**SUPPLIED MATERIAL**

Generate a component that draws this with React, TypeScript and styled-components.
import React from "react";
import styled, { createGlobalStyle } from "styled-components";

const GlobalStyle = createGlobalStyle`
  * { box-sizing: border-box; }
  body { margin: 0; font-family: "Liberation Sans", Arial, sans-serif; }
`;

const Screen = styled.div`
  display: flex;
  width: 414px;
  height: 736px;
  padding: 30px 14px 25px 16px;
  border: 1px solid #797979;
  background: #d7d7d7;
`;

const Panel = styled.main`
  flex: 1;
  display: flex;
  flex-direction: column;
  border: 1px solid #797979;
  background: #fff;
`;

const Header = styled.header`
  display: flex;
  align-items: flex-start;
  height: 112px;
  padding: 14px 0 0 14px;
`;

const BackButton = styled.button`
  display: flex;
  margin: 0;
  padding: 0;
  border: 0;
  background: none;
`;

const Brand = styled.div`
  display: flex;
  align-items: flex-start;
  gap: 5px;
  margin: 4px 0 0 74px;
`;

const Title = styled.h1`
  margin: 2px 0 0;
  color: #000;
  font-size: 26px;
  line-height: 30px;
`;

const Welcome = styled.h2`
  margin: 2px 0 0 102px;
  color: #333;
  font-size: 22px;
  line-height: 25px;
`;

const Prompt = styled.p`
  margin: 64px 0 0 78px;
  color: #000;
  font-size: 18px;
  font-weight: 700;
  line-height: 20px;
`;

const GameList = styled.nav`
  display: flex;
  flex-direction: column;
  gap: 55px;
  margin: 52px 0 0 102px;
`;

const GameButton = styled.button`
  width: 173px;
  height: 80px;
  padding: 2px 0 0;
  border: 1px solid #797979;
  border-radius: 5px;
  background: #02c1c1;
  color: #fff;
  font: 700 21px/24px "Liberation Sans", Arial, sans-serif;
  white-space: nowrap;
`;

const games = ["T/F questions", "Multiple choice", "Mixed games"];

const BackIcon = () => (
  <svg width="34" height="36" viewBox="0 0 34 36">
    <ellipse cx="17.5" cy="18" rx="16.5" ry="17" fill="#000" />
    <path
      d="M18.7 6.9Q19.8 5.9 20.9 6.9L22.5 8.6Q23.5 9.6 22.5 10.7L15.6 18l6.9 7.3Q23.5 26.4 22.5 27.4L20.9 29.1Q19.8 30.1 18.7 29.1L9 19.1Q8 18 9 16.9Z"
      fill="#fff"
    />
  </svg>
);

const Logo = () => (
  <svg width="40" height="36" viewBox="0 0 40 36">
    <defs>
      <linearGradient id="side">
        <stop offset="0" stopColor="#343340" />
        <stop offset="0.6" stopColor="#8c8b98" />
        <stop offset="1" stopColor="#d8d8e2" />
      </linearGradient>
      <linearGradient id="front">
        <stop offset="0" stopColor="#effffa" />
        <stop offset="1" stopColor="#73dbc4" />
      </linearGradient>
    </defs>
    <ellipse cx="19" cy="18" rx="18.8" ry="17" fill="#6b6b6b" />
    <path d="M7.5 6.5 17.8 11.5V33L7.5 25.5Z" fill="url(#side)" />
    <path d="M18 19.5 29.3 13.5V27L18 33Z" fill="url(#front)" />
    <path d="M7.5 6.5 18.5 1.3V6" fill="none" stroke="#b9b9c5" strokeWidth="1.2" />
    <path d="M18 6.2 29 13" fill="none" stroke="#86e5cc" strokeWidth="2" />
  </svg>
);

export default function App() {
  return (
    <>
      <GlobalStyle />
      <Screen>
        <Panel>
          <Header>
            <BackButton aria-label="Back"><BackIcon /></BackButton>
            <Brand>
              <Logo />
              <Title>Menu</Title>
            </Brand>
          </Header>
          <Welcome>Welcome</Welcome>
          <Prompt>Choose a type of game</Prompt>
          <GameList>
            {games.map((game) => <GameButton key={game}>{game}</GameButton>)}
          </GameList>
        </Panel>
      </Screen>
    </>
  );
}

**DIRECTIONS**
Which lines include the word "React"? Copy every one of them.

**RESULT BELOW**
Generate a component that draws this with React, TypeScript and styled-components.
import React from "react";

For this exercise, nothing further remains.